My favorite ritual is the bedtime ritual for my daughter. Getting cozy and having quality time is priceless. Build those priceless rituals in your life and you will be happy.

You can use mindfulness to examine the routines in your life, and decide which you’d like to get more enjoyment from. Keep a mindful mindset as you focus on morphing one of your routines into a ritual. If the routine is making a morning cup of coffee, take time to notice the smell of the coffee grounds, enjoy the feel of the warm mug in your hands, and savor the taste of the coffee without other distractions. A mindful attitude will allow you to fully immerse yourself in the experience, and begin getting more out of other daily activities as well.

Conclusion

As you can see, adding mindfulness into your life will help you boost productivity and improve your mood.
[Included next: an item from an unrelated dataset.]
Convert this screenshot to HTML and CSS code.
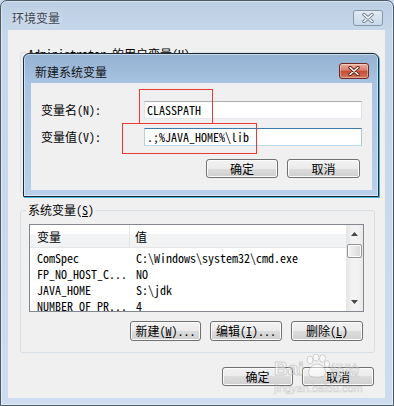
FILE: index.html
```html
<!DOCTYPE html>
<html lang="zh-CN">
  <head>
    <meta charset="UTF-8" />
    <title>环境变量</title>
    <link rel="stylesheet" href="styles.css">
  </head>
  <body>
    <div class="window">
      <div class="titlebar">
        <span class="title">环境变量</span>
        <span class="close-btn inactive">
          <svg width="12" height="10" viewBox="0 0 12 10">
            <path d="M2 1.5 L10 8.5 M10 1.5 L2 8.5" stroke="#6f7f91" stroke-width="3.4" stroke-linecap="round" />
            <path d="M2 1.5 L10 8.5 M10 1.5 L2 8.5" stroke="#fff" stroke-width="1.6" stroke-linecap="round" />
          </svg>
        </span>
      </div>

      <div class="client">
        <div class="group user-group">
          <div class="group-title">Administrator 的用户变量(U)</div>
        </div>

        <div class="group sys-group">
          <div class="group-title">系统变量(<u>S</u>)</div>
          <div class="listview">
            <div class="list-main">
              <div class="list-header">
                <span class="col1">变量</span>
                <span class="col2">值</span>
              </div>
              <div class="list-row"><span class="col1">ComSpec</span><span class="col2">C:\Windows\system32\cmd.exe</span></div>
              <div class="list-row"><span class="col1">FP_NO_HOST_C...</span><span class="col2">NO</span></div>
              <div class="list-row"><span class="col1">JAVA_HOME</span><span class="col2">S:\jdk</span></div>
              <div class="list-row"><span class="col1">NUMBER_OF_PR...</span><span class="col2">4</span></div>
            </div>
            <div class="scrollbar">
              <span class="arrow">
                <svg width="7" height="4" viewBox="0 0 7 4"><path d="M3.5 0 L7 4 L0 4 Z" fill="#4a4a4a" /></svg>
              </span>
              <span class="thumb"></span>
              <span class="track"></span>
              <span class="arrow">
                <svg width="7" height="4" viewBox="0 0 7 4"><path d="M0 0 L7 0 L3.5 4 Z" fill="#4a4a4a" /></svg>
              </span>
            </div>
          </div>
          <div class="btn-row list-buttons">
            <button class="btn btn-new">新建(<u>W</u>)...</button>
            <button class="btn btn-edit">编辑(<u>I</u>)...</button>
            <button class="btn btn-delete">删除(<u>L</u>)</button>
          </div>
        </div>

        <div class="btn-row window-buttons">
          <button class="btn btn-ok">确定</button>
          <button class="btn btn-cancel">取消</button>
        </div>
      </div>
    </div>

    <div class="dialog">
      <div class="dialog-titlebar">
        <span class="dialog-title">新建系统变量</span>
        <span class="close-btn active">
          <svg width="12" height="10" viewBox="0 0 12 10">
            <path d="M2 1.5 L10 8.5 M10 1.5 L2 8.5" stroke="#5c1a10" stroke-width="3.4" stroke-linecap="round" />
            <path d="M2 1.5 L10 8.5 M10 1.5 L2 8.5" stroke="#fff" stroke-width="1.6" stroke-linecap="round" />
          </svg>
        </span>
      </div>
      <div class="dialog-client">
        <div class="field">
          <span class="field-label">变量名(N):</span>
          <div class="input">CLASSPATH</div>
        </div>
        <div class="field">
          <span class="field-label">变量值(V):</span>
          <div class="input focus">.;%JAVA_HOME%\lib</div>
        </div>
        <div class="btn-row dialog-buttons">
          <button class="btn btn-dlg-ok">确定</button>
          <button class="btn btn-dlg-cancel">取消</button>
        </div>
      </div>
    </div>

    <!-- red annotation boxes -->
    <div class="mark mark-name"></div>
    <div class="mark mark-value"></div>

    <div class="watermark">
      <div class="wm-logo">
        <span class="wm-bai">Bai</span>
        <svg class="wm-paw" width="26" height="24" viewBox="0 0 26 24">
          <ellipse cx="6" cy="6" rx="3" ry="4" />
          <ellipse cx="12" cy="3.5" rx="3" ry="3.5" />
          <ellipse cx="18.5" cy="4.5" rx="3" ry="3.8" />
          <ellipse cx="23" cy="10" rx="2.6" ry="3.4" />
          <path d="M5 21 C3 15 9 10 13 10 C18 10 23 15 21 21 C19 24 7 24 5 21 Z" />
        </svg>
        <span class="wm-jy">经验</span>
      </div>
      <div class="wm-url">jingyan.baidu.com</div>
    </div>
  </body>
</html>
```

FILE: styles.css
```css
* {
  box-sizing: border-box;
  margin: 0;
  padding: 0;
}

body {
  width: 394px;
  height: 406px;
  position: relative;
  overflow: hidden;
  font-family: "Noto Sans Mono CJK SC", "Noto Sans CJK SC", sans-serif;
  font-size: 12px;
  line-height: 14px;
  color: #000;
  background: #c9daec;
}

/* outer window (inactive) */
.window {
  width: 394px;
  height: 406px;
  border: 1px solid #4e5966;
  border-radius: 7px 7px 0 0;
  background: linear-gradient(to bottom, #bccee3 0, #c6d7ea 30px, #cddcee 100%);
  box-shadow: inset 0 0 0 1px rgba(255, 255, 255, 0.45);
  padding: 0 8px 7px 7px;
  display: flex;
  flex-direction: column;
}

.titlebar {
  height: 29px;
  padding: 5px 2px 0 4px;
  display: flex;
  align-items: center;
  justify-content: space-between;
}

.title {
  color: #3b4653;
  text-shadow: 0 0 6px rgba(255, 255, 255, 0.8);
}

.close-btn {
  width: 30px;
  height: 16px;
  border-radius: 3px;
  display: flex;
  align-items: center;
  justify-content: center;
}

.close-btn.inactive {
  border: 1px solid #8797aa;
  background: linear-gradient(rgba(255, 255, 255, 0.55), rgba(255, 255, 255, 0.1));
}

.close-btn.active {
  margin-top: -2px;
  border: 1px solid #6e2a22;
  background: linear-gradient(#eab0a2 0, #d8806c 45%, #c44b33 50%, #d3775c 100%);
  box-shadow: inset 0 0 0 1px rgba(255, 255, 255, 0.35);
}

.client {
  flex: 1;
  background: #f0f0f0;
  padding: 22px 10px 0 12px;
  display: flex;
  flex-direction: column;
}

/* group boxes */
.group {
  border: 1px solid #d5dfe5;
  border-radius: 3px;
  padding: 0 10px 11px 8px;
  display: flex;
  flex-direction: column;
}

.group-title {
  align-self: flex-start;
  height: 14px;
  margin: -8px 0 0 -3px;
  padding: 0 2px;
  background: #f0f0f0;
}

.user-group {
  height: 141px;
}

.user-group .group-title {
  margin-top: -6px;
}

.sys-group {
  margin-top: 17px;
}

/* list view */
.listview {
  margin-top: 7px;
  height: 88px;
  border: 1px solid #828790;
  background: #fff;
  display: flex;
}

.list-main {
  flex: 1;
  overflow: hidden;
}

.list-header {
  height: 23px;
  margin-bottom: 2px;
  padding-top: 2px;
  display: flex;
  align-items: center;
  background: linear-gradient(#fff 0, #fff 42%, #f3f4f6 42%, #f1f2f4 100%);
  border-bottom: 1px solid #e5e5e5;
}

.list-header .col1 {
  border-right: 1px solid #e3e4e6;
  align-self: stretch;
  display: flex;
  align-items: center;
  margin-top: -2px;
  padding-top: 2px;
}

.list-header .col2 {
  padding-left: 5px;
}

.col1 {
  width: 100px;
  padding-left: 7px;
  flex-shrink: 0;
}

.col2 {
  padding-left: 6px;
  white-space: nowrap;
}

.list-row {
  height: 16px;
  display: flex;
  align-items: center;
  white-space: nowrap;
}

.scrollbar {
  width: 17px;
  background: linear-gradient(to right, #e4e4e4, #f2f2f2 35%, #f2f2f2 70%, #e9e9e9);
  display: flex;
  flex-direction: column;
  align-items: center;
}

.arrow {
  height: 18px;
  display: flex;
  align-items: center;
  justify-content: center;
}

.thumb {
  width: 15px;
  height: 14px;
  margin-top: 1px;
  border: 1px solid #959595;
  border-radius: 2px;
  background: linear-gradient(to right, #f4f4f4, #e6e6e6 50%, #d8d8d8);
  box-shadow: inset 0 0 0 1px #fbfbfb;
}

.track {
  flex: 1;
}

/* buttons */
.btn-row {
  display: flex;
  justify-content: flex-end;
  gap: 9px;
}

.btn {
  height: 20px;
  font: inherit;
  color: #000;
  border: 1px solid #707070;
  border-radius: 3px;
  background: linear-gradient(#f2f2f2 0, #ebebeb 50%, #dddddd 50%, #cfcfcf 100%);
  box-shadow: inset 0 0 0 1px #fcfcfc;
  line-height: 16px;
}

.list-buttons {
  margin-top: 9px;
  margin-right: 1px;
}

.btn-new {
  width: 71px;
}

.btn-edit,
.btn-delete {
  width: 72px;
}

.window-buttons {
  margin-top: 14px;
  margin-right: 1px;
}

.window-buttons .btn {
  height: 19px;
}

.btn-ok {
  width: 71px;
}

.btn-cancel {
  width: 72px;
}

/* new variable dialog (active, on top) */
.dialog {
  position: absolute;
  left: 23px;
  top: 53px;
  width: 356px;
  height: 144px;
  border: 1px solid #1f2a36;
  border-radius: 6px 6px 0 0;
  background: linear-gradient(to bottom, #93b1d1 0, #a9c4e2 30px, #b8d0ea 100%);
  box-shadow: 1px 1px 0 #47b6da, inset 0 0 0 1px rgba(255, 255, 255, 0.5);
  padding: 0 6px 6px 7px;
  display: flex;
  flex-direction: column;
}

.dialog-titlebar {
  height: 29px;
  padding: 7px 3px 0 4px;
  display: flex;
  align-items: center;
  justify-content: space-between;
}

.dialog-title {
  color: #111;
}

.dialog-client {
  flex: 1;
  background: #f0f0f0;
  padding: 18px 10px 0 10px;
  display: flex;
  flex-direction: column;
}

.field {
  height: 18px;
  display: flex;
  align-items: center;
}

.field + .field {
  margin-top: 9px;
}

.field-label {
  width: 103px;
  flex-shrink: 0;
}

.input {
  flex: 1;
  height: 18px;
  border: 1px solid;
  border-color: #abadb3 #dbdfe6 #e3e9ef #e2e3ea;
  background: #fff;
  padding: 0 2px;
  line-height: 16px;
  white-space: nowrap;
}

.input.focus {
  border-color: #3d7bad #a4c9e3 #b7d9ed #b5cfe7;
}

.dialog-buttons {
  margin-top: 13px;
  margin-right: 2px;
}

.dialog-buttons .btn {
  height: 19px;
}

.btn-dlg-ok {
  width: 72px;
}

.btn-dlg-cancel {
  width: 73px;
}

/* annotations */
.mark {
  position: absolute;
  border: 1px solid #ee3838;
}

.mark-name {
  left: 139px;
  top: 89px;
  width: 74px;
  height: 35px;
}

.mark-value {
  left: 122px;
  top: 123px;
  width: 135px;
  height: 31px;
}

/* baidu watermark */
.watermark {
  position: absolute;
  left: 274px;
  top: 352px;
  width: 92px;
  opacity: 0.55;
  pointer-events: none;
}

.wm-logo {
  display: flex;
  align-items: flex-end;
  height: 26px;
}

.wm-bai {
  font-family: "Liberation Sans", sans-serif;
  font-weight: bold;
  font-size: 19px;
  line-height: 19px;
  color: #fff;
  -webkit-text-stroke: 1px #b4b4b4;
}

.wm-paw {
  fill: #fff;
  stroke: #b4b4b4;
  stroke-width: 1;
}

.wm-jy {
  font-family: "Noto Sans CJK SC", sans-serif;
  font-size: 15px;
  line-height: 17px;
  color: #fff;
  -webkit-text-stroke: 0.6px #b4b4b4;
}

.wm-url {
  margin-top: 4px;
  font-family: "Liberation Sans", sans-serif;
  font-size: 11px;
  line-height: 12px;
  color: #fff;
  -webkit-text-stroke: 0.5px #b4b4b4;
}
```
You’ll be able to observe your thoughts and actions, and curate a daily schedule that allows you to accomplish more while also enjoying more. Instead of living in autopilot with habits and routines that you’re not benefiting from, you can slowly rewrite these actions to create a more intentional way of living.

Once you infuse an air of mindfulness into your day, you’ll be able to create habits, routines, and rituals that you actually benefit from. You’ll also be more in tune with your thoughts surrounding these activities.

This will allow you to be more efficient with work projects, and get more out of quality time with loved ones during shared routines at home. In utilizing mindfulness as a tool to develop these healthy activities, you’ll notice resistance or satisfaction in yourself, and can tailor the activities based on this feedback. With a little effort, mindfulness can help you get more out of your days, and in turn, out of your life, than you ever would have imagined.